The trial is scheduled to begin with jury selection on Monday and is expected to last for ten days, spread across two weeks. The proceedings will not be broadcast, and reporting will be limited to observers’ handwritten notes. Both sides have submitted extensive documentation, with 23XI and Front Row filing 858 exhibits and NASCAR listing 961. The witness lists remain private but are expected to include prominent team owners, executives, and industry experts.

The case will be heard by a six-person jury, requiring a unanimous decision for Judge Bell to issue a remedy. The burden of proof rests with 23XI and Front Row, who must convince the jury of a "preponderance of the evidence," meaning their claims are more likely than not to be true. The plaintiffs are seeking over $300 million in damages, with the jury determining the final amount, which can only cover losses incurred over the past four years.

Judge Bell possesses broad authority in determining antitrust remedies. He could potentially triple the damages awarded, a measure intended to penalize egregious conduct. Additionally, he could order NASCAR to divest itself of certain tracks, dismantle the single-source car supply system, eliminate exclusivity clauses, or fundamentally alter the charter system itself.
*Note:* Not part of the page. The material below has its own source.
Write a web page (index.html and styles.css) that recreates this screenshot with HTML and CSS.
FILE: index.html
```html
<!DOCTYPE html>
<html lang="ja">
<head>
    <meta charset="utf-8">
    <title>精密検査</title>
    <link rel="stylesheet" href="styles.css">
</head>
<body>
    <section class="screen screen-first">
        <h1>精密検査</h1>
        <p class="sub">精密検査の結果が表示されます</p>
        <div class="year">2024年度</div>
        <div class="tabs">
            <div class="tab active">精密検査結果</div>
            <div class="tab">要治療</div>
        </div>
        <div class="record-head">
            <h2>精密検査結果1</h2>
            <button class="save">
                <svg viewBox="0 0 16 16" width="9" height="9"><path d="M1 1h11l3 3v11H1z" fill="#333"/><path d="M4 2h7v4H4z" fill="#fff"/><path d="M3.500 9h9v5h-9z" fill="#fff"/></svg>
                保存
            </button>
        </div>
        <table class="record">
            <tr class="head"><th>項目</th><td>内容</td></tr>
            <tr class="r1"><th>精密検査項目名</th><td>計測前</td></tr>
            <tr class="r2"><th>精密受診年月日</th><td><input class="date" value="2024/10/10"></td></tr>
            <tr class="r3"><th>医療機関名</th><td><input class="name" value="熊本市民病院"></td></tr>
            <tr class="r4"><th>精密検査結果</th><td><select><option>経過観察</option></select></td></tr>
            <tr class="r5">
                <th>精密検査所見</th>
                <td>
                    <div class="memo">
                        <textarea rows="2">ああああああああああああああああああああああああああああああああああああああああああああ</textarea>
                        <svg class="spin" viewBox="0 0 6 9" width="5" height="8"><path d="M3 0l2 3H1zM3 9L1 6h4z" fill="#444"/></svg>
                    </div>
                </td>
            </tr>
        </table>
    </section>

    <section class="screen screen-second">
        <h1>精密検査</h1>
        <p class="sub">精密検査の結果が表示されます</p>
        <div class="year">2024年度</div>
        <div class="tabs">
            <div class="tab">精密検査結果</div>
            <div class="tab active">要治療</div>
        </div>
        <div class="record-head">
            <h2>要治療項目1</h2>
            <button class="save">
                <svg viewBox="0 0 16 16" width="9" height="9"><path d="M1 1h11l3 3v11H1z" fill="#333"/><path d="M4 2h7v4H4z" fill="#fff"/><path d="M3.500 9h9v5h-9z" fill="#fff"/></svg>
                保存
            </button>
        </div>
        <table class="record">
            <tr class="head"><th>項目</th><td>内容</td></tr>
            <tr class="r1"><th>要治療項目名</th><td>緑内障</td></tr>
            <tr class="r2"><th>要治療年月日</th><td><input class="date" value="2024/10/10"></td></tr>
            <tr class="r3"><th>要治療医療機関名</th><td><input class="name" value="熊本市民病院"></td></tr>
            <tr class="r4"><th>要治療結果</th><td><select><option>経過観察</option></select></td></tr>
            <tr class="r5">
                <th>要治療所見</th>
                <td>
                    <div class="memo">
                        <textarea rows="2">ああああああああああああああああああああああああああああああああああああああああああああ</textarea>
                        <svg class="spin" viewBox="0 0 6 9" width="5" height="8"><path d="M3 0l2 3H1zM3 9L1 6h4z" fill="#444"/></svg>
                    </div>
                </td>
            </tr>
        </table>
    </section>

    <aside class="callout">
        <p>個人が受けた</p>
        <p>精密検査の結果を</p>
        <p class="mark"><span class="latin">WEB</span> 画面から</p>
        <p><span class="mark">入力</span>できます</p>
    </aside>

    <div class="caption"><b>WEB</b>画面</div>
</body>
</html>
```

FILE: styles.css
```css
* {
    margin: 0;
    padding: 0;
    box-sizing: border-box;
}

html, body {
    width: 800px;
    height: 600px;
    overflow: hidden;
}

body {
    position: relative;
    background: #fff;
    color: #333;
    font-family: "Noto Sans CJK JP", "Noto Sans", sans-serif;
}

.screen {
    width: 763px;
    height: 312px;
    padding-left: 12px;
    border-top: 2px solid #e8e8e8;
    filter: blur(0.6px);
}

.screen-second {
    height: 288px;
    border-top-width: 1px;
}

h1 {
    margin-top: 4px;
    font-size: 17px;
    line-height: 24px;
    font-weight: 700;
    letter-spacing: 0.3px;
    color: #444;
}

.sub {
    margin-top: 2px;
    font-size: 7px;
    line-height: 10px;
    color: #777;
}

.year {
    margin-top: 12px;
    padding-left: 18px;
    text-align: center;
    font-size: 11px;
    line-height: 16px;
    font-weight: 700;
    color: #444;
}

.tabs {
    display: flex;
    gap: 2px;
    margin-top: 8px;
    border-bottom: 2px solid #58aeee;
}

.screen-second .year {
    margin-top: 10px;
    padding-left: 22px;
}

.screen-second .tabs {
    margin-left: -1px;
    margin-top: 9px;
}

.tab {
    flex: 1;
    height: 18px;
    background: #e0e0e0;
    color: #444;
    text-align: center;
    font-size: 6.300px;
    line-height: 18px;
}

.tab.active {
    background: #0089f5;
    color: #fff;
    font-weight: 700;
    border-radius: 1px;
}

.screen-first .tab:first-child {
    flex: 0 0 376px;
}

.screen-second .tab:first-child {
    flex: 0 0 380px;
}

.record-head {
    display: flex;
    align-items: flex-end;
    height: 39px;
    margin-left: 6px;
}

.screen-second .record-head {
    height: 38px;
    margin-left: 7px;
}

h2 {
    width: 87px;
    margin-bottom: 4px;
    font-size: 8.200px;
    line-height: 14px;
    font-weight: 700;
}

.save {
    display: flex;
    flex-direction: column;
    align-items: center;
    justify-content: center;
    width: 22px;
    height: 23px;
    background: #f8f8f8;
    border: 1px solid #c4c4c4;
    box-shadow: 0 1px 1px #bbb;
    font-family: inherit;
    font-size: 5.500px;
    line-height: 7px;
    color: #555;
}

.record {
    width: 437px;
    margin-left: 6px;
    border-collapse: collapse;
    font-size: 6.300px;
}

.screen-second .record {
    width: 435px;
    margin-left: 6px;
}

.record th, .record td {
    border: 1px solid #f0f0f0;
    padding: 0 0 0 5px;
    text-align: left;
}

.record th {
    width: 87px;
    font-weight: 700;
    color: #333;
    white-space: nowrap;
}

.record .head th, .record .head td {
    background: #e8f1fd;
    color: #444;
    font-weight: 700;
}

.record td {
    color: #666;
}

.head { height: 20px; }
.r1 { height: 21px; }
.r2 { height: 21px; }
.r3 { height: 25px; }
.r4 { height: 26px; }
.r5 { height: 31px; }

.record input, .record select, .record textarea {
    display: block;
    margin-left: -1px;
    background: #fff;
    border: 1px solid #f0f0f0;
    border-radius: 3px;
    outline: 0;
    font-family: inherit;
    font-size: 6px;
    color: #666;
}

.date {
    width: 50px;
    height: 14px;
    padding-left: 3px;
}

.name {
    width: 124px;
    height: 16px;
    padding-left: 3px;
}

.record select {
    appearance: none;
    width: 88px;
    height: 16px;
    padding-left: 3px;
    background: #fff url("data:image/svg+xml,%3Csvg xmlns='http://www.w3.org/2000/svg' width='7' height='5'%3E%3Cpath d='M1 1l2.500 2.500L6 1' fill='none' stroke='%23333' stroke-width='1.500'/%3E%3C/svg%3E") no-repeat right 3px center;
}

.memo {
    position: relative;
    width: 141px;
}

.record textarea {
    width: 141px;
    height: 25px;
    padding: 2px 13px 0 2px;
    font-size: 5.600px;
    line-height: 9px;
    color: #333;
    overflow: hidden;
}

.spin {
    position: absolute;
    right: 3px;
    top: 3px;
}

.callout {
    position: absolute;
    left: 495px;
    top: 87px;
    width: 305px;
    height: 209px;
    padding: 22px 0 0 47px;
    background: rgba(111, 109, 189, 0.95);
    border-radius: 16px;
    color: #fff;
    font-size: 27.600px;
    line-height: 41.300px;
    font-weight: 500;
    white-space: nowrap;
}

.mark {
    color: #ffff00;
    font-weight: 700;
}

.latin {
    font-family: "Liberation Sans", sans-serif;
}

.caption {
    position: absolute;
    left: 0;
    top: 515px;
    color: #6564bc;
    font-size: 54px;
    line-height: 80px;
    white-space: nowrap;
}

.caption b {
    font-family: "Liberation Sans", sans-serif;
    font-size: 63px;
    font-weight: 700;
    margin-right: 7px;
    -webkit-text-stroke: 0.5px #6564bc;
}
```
An often-overlooked aspect of a potential 23XI and Front Row victory is that it does not automatically guarantee the return of their charters. Following a preliminary injunction appeals decision earlier this year, both teams lost their chartered status. Their damages claim includes the loss of these charters. While Judge Bell has the power to rule broadly, it appears unlikely that the teams could simultaneously receive substantial monetary compensation and have their lost charters reinstated, as NASCAR could argue it cannot be compelled to do business with entities it does not wish to.

Judge Bell has previously indicated an openness to viewing the current structure of the charter system as potentially illegal. This sentiment has prompted the 13 non-party charter-holding teams to submit affidavits urging a settlement between the parties to protect their own significant investments in the system.

Should NASCAR prevail, 23XI and Front Row, without charters and potentially facing a ruling that deems the charter system illegal, could face closure by the end of the 2026 season. NASCAR would then have the option to sell the six suspended charters to other interested parties, a process that had already seen offers before Judge Bell placed a hold on further transactions pending the trial’s outcome.

Regardless of the federal district court’s decision, an appeal to the Fourth District of Appeals in Richmond, Virginia, is highly probable, with the losing party potentially petitioning the United States Supreme Court.

Adding another layer of complexity, NASCAR filed a countersuit against 23XI and Front Row, along with Curtis Polk, accusing them of anti-competitive behavior and forming an illegal cartel to coerce NASCAR into accepting unfavorable charter terms. This countersuit was dismissed at the summary judgment stage by Judge Bell, but NASCAR has also indicated its intent to appeal that dismissal.

In essence, the upcoming trial marks not the definitive end of this dispute, but rather a significant juncture in a protracted legal and business conflict. Unless a settlement is reached at any point, even after a jury verdict, the outcome of this trial will undoubtedly reshape the landscape of professional stock car racing.